How can I find the points on the curve y = x^4 − 10x^2 + 1 where the tangent line is horizontal?

1 Answer
Feb 26, 2018

Take the first derivative, set it equal to #0#, solve for #x#, plug back the solutions for #x# into the original function. The tangent line is then shown to be horizontal at #(0,1), (sqrt(5),-24), (-sqrt(5),-24).#

Explanation:

The tangent line is horizontal where the derivative is equal to zero.

Graphically interpreted, the derivative at a point on a curve is the slope at that point. We draw tangent lines at certain points to represent the slope at certain points. A horizontal line, #y=c# where #c# is a constant value, has a slope of zero, so wherever a horizontal tangent line exists, the derivative must be zero.
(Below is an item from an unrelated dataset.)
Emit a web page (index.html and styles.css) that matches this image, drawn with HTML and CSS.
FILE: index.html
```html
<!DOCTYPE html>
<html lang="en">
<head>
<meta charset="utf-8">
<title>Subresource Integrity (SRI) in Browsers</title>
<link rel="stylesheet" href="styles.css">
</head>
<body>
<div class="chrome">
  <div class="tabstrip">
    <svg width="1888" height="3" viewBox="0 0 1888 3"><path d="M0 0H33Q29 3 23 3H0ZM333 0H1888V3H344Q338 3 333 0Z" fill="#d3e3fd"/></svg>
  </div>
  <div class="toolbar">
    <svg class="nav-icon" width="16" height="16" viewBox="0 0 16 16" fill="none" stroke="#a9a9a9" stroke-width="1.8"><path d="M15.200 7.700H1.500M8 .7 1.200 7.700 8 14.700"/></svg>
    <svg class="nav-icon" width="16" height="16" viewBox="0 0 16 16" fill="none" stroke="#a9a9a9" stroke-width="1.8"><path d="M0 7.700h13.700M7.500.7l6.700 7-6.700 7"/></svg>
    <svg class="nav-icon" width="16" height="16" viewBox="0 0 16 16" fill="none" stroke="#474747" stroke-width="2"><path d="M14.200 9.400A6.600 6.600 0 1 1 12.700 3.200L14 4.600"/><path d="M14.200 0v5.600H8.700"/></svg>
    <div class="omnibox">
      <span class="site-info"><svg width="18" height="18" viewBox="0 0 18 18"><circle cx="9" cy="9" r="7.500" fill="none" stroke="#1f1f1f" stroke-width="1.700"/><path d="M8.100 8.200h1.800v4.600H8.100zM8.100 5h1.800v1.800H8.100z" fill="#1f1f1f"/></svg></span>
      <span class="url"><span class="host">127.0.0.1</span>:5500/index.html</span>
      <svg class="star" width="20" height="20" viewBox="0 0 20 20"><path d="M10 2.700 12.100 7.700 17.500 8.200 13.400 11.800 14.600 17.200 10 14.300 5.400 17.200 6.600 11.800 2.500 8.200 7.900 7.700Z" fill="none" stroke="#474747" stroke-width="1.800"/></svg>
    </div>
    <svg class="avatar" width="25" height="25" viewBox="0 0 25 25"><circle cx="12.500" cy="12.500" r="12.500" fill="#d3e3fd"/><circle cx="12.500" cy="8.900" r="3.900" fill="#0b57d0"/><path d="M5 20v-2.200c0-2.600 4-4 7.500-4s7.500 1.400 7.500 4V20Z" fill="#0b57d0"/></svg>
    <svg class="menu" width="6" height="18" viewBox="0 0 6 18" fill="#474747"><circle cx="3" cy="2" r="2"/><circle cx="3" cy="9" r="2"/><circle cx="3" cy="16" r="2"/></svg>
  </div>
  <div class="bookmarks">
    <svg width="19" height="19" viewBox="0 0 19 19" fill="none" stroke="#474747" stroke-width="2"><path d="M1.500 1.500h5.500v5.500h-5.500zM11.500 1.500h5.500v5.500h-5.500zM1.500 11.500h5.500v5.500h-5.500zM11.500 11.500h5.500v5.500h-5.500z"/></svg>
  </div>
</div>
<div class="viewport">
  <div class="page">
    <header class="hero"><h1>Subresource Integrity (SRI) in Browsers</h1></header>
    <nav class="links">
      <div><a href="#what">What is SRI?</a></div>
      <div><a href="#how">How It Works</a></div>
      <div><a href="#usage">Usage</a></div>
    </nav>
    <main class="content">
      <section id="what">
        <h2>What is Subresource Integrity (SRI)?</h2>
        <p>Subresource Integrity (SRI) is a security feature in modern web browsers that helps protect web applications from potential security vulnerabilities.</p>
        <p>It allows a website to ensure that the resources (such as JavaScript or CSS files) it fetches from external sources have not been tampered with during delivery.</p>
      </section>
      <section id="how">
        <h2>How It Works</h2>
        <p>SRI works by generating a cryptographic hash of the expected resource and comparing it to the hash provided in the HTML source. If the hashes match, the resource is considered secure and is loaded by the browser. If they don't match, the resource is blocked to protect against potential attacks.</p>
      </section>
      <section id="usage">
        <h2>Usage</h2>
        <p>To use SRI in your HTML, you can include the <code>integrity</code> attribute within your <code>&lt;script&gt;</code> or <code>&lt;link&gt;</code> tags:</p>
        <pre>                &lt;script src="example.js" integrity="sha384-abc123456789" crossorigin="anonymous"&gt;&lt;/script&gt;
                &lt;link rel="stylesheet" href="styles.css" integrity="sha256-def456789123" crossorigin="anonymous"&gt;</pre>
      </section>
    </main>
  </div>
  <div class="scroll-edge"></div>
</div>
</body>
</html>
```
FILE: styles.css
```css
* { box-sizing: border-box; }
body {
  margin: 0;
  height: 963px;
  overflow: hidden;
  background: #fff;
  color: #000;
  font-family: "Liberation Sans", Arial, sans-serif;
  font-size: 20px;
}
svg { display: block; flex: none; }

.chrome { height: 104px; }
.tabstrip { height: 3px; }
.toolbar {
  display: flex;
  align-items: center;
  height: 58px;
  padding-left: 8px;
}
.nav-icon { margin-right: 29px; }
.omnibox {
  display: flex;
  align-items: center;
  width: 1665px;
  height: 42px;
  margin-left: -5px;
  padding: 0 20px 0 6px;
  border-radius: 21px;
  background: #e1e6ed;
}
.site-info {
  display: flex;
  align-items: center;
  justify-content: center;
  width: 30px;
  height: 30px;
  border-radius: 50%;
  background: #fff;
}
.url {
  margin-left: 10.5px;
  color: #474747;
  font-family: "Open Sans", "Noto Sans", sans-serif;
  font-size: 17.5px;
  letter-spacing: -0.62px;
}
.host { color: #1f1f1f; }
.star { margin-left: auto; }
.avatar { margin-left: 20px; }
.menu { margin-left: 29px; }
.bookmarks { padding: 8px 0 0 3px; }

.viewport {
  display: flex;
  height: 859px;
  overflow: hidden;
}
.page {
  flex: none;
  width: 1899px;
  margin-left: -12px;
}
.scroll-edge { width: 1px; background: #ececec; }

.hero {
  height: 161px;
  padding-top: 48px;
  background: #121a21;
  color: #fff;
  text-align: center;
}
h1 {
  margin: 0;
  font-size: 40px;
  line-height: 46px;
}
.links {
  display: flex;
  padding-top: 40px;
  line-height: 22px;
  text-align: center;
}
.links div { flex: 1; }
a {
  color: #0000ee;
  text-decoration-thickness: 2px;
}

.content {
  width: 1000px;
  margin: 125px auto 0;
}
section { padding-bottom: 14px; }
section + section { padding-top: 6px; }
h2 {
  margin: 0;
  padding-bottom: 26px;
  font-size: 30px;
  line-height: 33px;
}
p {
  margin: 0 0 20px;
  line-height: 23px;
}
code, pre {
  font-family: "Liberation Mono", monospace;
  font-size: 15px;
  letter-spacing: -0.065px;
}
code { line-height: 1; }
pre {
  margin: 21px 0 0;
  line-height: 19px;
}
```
Take the first derivative with the Power Rule, set #y'=0#, and solve for #x#:

#y'=4x^3-(2)(10)x=4x^3-20x#

#4x^3-20x=0#

#4x(x^2-5)=0#

#x=0, +-sqrt(5)#

So, since #y'=0# at #x=0, x=+-sqrt(5)#, the tangent line is horizontal at those points. To find the #y#-values at these points, take #y(0), y(sqrt(5)),y(-sqrt(5)).#

#y(0)=0^4-10(0^2)+1=1#

The tangent line is horizontal at #(0,1).#

#y(sqrt(5))=sqrt(5)^4-10sqrt(5)^2+1=25-50+1=-24#

The tangent line is horizontal at #(sqrt(5),-24).#

#y(-sqrt(5))=(-sqrt(5)^4)-10(-sqrt(5)^2)+1=25-50+1=-24#

The tangent line is horizontal at #(-sqrt(5),-24).#